-- AVAILABLE DATA --
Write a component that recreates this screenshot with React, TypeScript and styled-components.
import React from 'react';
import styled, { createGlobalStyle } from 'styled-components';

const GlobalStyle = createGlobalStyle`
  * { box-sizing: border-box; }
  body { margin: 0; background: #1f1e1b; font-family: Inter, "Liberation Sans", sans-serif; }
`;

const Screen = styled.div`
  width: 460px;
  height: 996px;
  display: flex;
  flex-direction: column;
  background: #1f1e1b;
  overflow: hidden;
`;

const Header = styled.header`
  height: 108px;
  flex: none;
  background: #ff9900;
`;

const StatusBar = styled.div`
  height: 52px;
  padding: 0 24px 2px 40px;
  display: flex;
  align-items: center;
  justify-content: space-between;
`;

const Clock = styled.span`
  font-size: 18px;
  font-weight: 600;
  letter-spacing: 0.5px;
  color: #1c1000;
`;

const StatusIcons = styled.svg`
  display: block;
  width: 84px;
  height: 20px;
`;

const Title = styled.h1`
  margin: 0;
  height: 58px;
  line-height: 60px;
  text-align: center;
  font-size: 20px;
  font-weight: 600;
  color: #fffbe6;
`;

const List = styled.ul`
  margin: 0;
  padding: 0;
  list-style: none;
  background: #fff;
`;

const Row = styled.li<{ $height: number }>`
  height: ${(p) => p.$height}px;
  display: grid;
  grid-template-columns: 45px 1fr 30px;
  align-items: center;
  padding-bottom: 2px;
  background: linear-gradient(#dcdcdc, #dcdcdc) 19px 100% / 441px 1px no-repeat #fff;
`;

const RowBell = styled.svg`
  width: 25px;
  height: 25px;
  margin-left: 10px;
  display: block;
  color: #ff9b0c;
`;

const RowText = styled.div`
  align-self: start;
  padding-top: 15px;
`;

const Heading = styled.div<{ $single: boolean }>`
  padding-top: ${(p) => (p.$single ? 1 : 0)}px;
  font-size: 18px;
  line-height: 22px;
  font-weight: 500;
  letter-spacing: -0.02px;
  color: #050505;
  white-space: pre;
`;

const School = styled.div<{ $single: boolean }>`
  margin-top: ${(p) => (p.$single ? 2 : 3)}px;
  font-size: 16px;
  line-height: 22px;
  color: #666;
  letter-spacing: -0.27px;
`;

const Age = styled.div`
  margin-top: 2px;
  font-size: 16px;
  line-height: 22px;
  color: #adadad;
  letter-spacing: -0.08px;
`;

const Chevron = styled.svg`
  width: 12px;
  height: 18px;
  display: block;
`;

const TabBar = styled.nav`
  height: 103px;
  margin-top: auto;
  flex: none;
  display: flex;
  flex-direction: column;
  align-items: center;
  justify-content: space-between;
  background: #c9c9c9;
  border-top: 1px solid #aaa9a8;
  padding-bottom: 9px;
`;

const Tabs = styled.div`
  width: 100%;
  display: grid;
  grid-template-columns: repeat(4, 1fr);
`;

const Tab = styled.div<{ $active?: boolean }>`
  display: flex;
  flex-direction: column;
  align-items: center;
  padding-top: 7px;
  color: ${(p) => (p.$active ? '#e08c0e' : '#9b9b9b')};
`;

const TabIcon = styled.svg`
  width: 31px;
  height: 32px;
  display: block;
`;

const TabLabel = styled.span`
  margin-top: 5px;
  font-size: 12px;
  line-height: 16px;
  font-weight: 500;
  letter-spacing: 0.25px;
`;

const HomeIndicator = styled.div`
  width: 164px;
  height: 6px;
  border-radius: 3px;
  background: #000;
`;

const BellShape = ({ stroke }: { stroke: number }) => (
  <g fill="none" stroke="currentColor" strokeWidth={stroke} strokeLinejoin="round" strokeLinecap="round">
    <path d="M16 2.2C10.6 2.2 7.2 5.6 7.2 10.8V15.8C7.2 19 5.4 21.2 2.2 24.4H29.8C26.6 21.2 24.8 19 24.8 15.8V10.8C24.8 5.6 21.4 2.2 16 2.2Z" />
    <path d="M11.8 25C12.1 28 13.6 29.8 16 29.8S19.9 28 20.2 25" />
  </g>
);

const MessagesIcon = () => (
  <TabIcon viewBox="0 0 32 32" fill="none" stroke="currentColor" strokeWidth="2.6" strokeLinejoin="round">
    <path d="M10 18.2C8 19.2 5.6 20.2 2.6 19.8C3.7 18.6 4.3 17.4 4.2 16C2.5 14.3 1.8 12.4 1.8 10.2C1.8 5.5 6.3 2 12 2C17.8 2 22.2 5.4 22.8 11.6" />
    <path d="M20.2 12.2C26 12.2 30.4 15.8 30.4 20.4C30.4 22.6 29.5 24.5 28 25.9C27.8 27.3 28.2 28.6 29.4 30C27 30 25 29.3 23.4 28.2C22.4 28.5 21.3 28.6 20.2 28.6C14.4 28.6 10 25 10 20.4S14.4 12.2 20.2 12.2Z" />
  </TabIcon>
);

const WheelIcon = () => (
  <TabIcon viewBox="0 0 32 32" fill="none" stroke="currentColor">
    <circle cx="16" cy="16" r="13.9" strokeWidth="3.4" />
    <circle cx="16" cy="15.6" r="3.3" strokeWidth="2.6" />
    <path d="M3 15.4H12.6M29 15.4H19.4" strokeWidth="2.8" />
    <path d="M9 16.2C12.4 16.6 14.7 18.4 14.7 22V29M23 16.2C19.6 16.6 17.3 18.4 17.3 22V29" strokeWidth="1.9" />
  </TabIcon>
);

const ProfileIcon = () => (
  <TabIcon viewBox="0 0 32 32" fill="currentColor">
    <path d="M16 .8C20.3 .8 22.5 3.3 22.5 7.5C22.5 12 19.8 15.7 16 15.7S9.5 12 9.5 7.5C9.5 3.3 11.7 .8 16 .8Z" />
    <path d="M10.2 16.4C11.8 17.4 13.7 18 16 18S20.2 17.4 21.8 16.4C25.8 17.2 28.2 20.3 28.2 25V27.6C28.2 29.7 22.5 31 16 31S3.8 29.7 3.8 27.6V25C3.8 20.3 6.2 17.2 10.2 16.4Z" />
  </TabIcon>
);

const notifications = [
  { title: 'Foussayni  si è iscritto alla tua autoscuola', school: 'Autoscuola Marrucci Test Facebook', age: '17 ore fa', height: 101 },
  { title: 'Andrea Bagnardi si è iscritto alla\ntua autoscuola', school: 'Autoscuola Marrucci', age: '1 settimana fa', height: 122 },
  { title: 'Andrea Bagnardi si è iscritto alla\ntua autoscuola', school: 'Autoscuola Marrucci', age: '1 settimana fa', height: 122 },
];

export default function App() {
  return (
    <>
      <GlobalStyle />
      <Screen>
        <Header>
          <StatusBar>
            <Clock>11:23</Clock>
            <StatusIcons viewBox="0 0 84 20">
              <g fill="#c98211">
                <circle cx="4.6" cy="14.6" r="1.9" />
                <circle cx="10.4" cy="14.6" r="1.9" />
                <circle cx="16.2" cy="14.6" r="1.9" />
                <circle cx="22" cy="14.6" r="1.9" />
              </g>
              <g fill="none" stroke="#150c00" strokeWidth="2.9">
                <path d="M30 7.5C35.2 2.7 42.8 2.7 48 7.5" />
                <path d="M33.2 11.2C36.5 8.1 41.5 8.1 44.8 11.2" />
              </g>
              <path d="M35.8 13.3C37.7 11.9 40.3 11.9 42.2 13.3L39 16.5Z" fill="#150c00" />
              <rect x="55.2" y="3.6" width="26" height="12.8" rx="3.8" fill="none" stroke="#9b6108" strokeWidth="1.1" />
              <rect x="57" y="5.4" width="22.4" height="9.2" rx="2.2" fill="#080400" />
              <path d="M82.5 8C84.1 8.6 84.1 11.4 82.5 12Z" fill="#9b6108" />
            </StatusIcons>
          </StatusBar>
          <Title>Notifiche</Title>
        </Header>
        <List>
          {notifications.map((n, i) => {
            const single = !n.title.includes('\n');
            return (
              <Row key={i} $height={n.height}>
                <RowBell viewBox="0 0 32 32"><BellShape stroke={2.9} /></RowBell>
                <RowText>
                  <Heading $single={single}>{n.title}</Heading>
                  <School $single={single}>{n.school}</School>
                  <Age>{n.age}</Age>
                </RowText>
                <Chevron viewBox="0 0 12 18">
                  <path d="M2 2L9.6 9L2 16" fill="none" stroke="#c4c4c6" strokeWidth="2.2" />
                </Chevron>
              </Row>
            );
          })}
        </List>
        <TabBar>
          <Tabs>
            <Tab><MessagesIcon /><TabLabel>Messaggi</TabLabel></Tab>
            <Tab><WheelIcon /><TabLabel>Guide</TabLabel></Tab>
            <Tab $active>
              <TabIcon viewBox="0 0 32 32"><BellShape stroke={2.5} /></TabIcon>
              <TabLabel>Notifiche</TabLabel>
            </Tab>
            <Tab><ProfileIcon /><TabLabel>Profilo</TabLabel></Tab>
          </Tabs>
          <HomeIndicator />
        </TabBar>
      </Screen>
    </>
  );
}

-- TASK DESCRIPTION --
Tally the lines that hold the string "components" and state the total, nothing more.

-- TASK OUTPUT --
2